DATASET SECTION
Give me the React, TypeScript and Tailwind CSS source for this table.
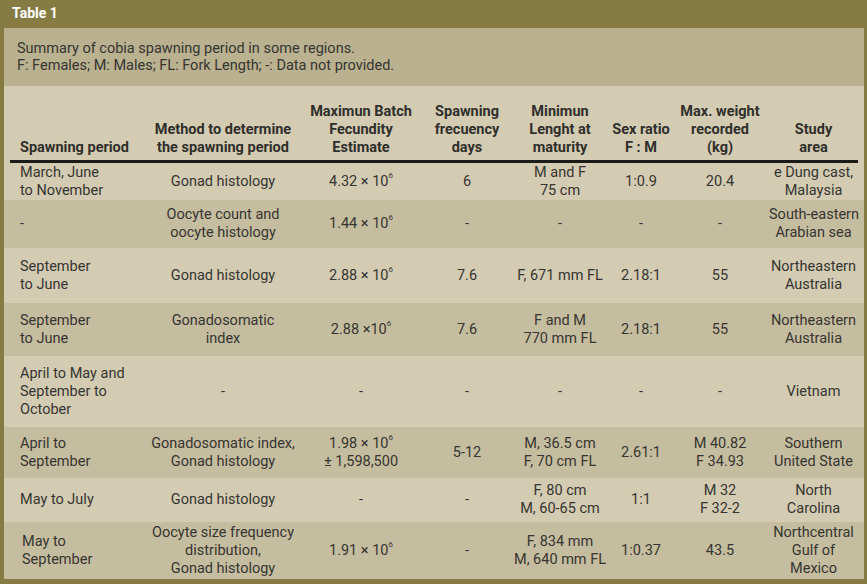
import React from 'react';

type Row = {
  h: string;
  dark: boolean;
  cells: React.ReactNode[];
};

const Sci = ({ n, pad = true }: { n: string; pad?: boolean }) => (
  <span>
    {n}
    {pad ? ' × ' : ' ×'}10<sup className="text-[8px] align-[4px]">6</sup>
  </span>
);

const rows: Row[] = [
  {
    h: 'h-[37px]',
    dark: false,
    cells: ['March, June\nto November', 'Gonad histology', <Sci n="4.32" />, '6', 'M and F\n75 cm', '1:0.9', '20.4', 'e Dung cast,\nMalaysia'],
  },
  {
    h: 'h-[48px]',
    dark: true,
    cells: ['-', 'Oocyte count and\noocyte histology', <Sci n="1.44" />, '-', '-', '-', '-', 'South-eastern\nArabian sea'],
  },
  {
    h: 'h-[55px]',
    dark: false,
    cells: ['September\nto June', 'Gonad histology', <Sci n="2.88" />, '7.6', 'F, 671 mm FL', '2.18:1', '55', 'Northeastern\nAustralia'],
  },
  {
    h: 'h-[53px]',
    dark: true,
    cells: ['September\nto June', 'Gonadosomatic\nindex', <Sci n="2.88" pad={false} />, '7.6', 'F and M\n770 mm FL', '2.18:1', '55', 'Northeastern\nAustralia'],
  },
  {
    h: 'h-[71px]',
    dark: false,
    cells: ['April to May and\nSeptember to\nOctober', '-', '-', '-', '-', '-', '-', 'Vietnam'],
  },
  {
    h: 'h-[51px]',
    dark: true,
    cells: ['April to\nSeptember', 'Gonadosomatic index,\nGonad histology', <span>
      <Sci n="1.98" />
      <br />± 1,598,500
    </span>, '5-12', 'M, 36.5 cm\nF, 70 cm FL', '2.61:1', 'M 40.82\nF 34.93', 'Southern\nUnited State'],
  },
  {
    h: 'h-[44px]',
    dark: false,
    cells: ['May to July', 'Gonad histology', '-', '-', 'F, 80 cm\nM, 60-65 cm', '1:1', 'M 32\nF 32-2', 'North\nCarolina'],
  },
  {
    h: 'h-[57px]',
    dark: true,
    cells: [<span className="pl-[2px] inline-block">May to<br />September</span>, 'Oocyte size frequency\ndistribution,\nGonad histology', <Sci n="1.91" />, '-', 'F, 834 mm\nM, 640 mm FL', '1:0.37', '43.5', 'Northcentral\nGulf of\nMexico'],
  },
];

const headers = [
  'Spawning period',
  'Method to determine\nthe spawning period',
  'Maximun Batch\nFecundity\nEstimate',
  'Spawning\nfrecuency\ndays',
  'Minimun\nLenght at\nmaturity',
  'Sex ratio\nF : M',
  'Max. weight\nrecorded\n(kg)',
  'Study\narea',
];

const cols = 'grid grid-cols-[145px_148px_128px_84px_102px_60px_98px_95px]';

export default function App() {
  return (
    <div
      className="w-[867px] h-[584px] bg-[#857b43] text-[#363531] overflow-hidden"
      style={{ fontFamily: 'Roboto, "Liberation Sans", sans-serif' }}
    >
      <div className="h-[27px] flex items-center pl-[12px] text-white font-bold text-[14px]">Table 1</div>
      <div className="ml-[4px] mr-[3px] mt-[1px] border-b-[4px] border-[#857b43]">
        <div className="h-[58px] bg-[#b9b18f] flex flex-col justify-center pl-[13px] text-[14.5px] leading-[17px]">
          <div>Summary of cobia spawning period in some regions.</div>
          <div>F: Females; M: Males; FL: Fork Length; -: Data not provided.</div>
        </div>
        <div className="bg-[#d3ccb3]">
          <div className={`${cols} h-[74px] items-end pb-[3px] font-bold text-[14.5px] leading-[18px] text-[#302f2b]`}>
            {headers.map((t, i) => (
              <div
                key={i}
                className={`whitespace-pre ${i === 0 ? 'pl-[16px] text-left' : 'text-center'} ${i === 7 ? 'pr-[6px]' : ''}`}
              >
                {t}
              </div>
            ))}
          </div>
          <div className="mx-[6px] h-[3px] bg-[#1a1a18]" />
          {rows.map((r, ri) => (
            <div
              key={ri}
              className={`${cols} ${r.h} items-center text-[14.5px] leading-[18px] ${r.dark ? 'bg-[#c5bd9f]' : 'bg-[#d3ccb3]'}`}
            >
              {r.cells.map((c, ci) => (
                <div
                  key={ci}
                  className={`whitespace-pre ${ci === 0 ? 'pl-[16px] text-left' : 'text-center'} ${ci === 7 ? 'pr-[6px]' : ''}`}
                >
                  {c}
                </div>
              ))}
            </div>
          ))}
        </div>
      </div>
    </div>
  );
}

DIRECTIONS
Exclude the images, then output the data above word for word.

OUTPUT OF THE EXERCISE
Give me the React, TypeScript and Tailwind CSS source for this table.
import React from 'react';

type Row = {
  h: string;
  dark: boolean;
  cells: React.ReactNode[];
};

const Sci = ({ n, pad = true }: { n: string; pad?: boolean }) => (
  <span>
    {n}
    {pad ? ' × ' : ' ×'}10<sup className="text-[8px] align-[4px]">6</sup>
  </span>
);

const rows: Row[] = [
  {
    h: 'h-[37px]',
    dark: false,
    cells: ['March, June\nto November', 'Gonad histology', <Sci n="4.32" />, '6', 'M and F\n75 cm', '1:0.9', '20.4', 'e Dung cast,\nMalaysia'],
  },
  {
    h: 'h-[48px]',
    dark: true,
    cells: ['-', 'Oocyte count and\noocyte histology', <Sci n="1.44" />, '-', '-', '-', '-', 'South-eastern\nArabian sea'],
  },
  {
    h: 'h-[55px]',
    dark: false,
    cells: ['September\nto June', 'Gonad histology', <Sci n="2.88" />, '7.6', 'F, 671 mm FL', '2.18:1', '55', 'Northeastern\nAustralia'],
  },
  {
    h: 'h-[53px]',
    dark: true,
    cells: ['September\nto June', 'Gonadosomatic\nindex', <Sci n="2.88" pad={false} />, '7.6', 'F and M\n770 mm FL', '2.18:1', '55', 'Northeastern\nAustralia'],
  },
  {
    h: 'h-[71px]',
    dark: false,
    cells: ['April to May and\nSeptember to\nOctober', '-', '-', '-', '-', '-', '-', 'Vietnam'],
  },
  {
    h: 'h-[51px]',
    dark: true,
    cells: ['April to\nSeptember', 'Gonadosomatic index,\nGonad histology', <span>
      <Sci n="1.98" />
      <br />± 1,598,500
    </span>, '5-12', 'M, 36.5 cm\nF, 70 cm FL', '2.61:1', 'M 40.82\nF 34.93', 'Southern\nUnited State'],
  },
  {
    h: 'h-[44px]',
    dark: false,
    cells: ['May to July', 'Gonad histology', '-', '-', 'F, 80 cm\nM, 60-65 cm', '1:1', 'M 32\nF 32-2', 'North\nCarolina'],
  },
  {
    h: 'h-[57px]',
    dark: true,
    cells: [<span className="pl-[2px] inline-block">May to<br />September</span>, 'Oocyte size frequency\ndistribution,\nGonad histology', <Sci n="1.91" />, '-', 'F, 834 mm\nM, 640 mm FL', '1:0.37', '43.5', 'Northcentral\nGulf of\nMexico'],
  },
];

const headers = [
  'Spawning period',
  'Method to determine\nthe spawning period',
  'Maximun Batch\nFecundity\nEstimate',
  'Spawning\nfrecuency\ndays',
  'Minimun\nLenght at\nmaturity',
  'Sex ratio\nF : M',
  'Max. weight\nrecorded\n(kg)',
  'Study\narea',
];

const cols = 'grid grid-cols-[145px_148px_128px_84px_102px_60px_98px_95px]';

export default function App() {
  return (
    <div
      className="w-[867px] h-[584px] bg-[#857b43] text-[#363531] overflow-hidden"
      style={{ fontFamily: 'Roboto, "Liberation Sans", sans-serif' }}
    >
      <div className="h-[27px] flex items-center pl-[12px] text-white font-bold text-[14px]">Table 1</div>
      <div className="ml-[4px] mr-[3px] mt-[1px] border-b-[4px] border-[#857b43]">
        <div className="h-[58px] bg-[#b9b18f] flex flex-col justify-center pl-[13px] text-[14.5px] leading-[17px]">
          <div>Summary of cobia spawning period in some regions.</div>
          <div>F: Females; M: Males; FL: Fork Length; -: Data not provided.</div>
        </div>
        <div className="bg-[#d3ccb3]">
          <div className={`${cols} h-[74px] items-end pb-[3px] font-bold text-[14.5px] leading-[18px] text-[#302f2b]`}>
            {headers.map((t, i) => (
              <div
                key={i}
                className={`whitespace-pre ${i === 0 ? 'pl-[16px] text-left' : 'text-center'} ${i === 7 ? 'pr-[6px]' : ''}`}
              >
                {t}
              </div>
            ))}
          </div>
          <div className="mx-[6px] h-[3px] bg-[#1a1a18]" />
          {rows.map((r, ri) => (
            <div
              key={ri}
              className={`${cols} ${r.h} items-center text-[14.5px] leading-[18px] ${r.dark ? 'bg-[#c5bd9f]' : 'bg-[#d3ccb3]'}`}
            >
              {r.cells.map((c, ci) => (
                <div
                  key={ci}
                  className={`whitespace-pre ${ci === 0 ? 'pl-[16px] text-left' : 'text-center'} ${ci === 7 ? 'pr-[6px]' : ''}`}
                >
                  {c}
                </div>
              ))}
            </div>
          ))}
        </div>
      </div>
    </div>
  );
}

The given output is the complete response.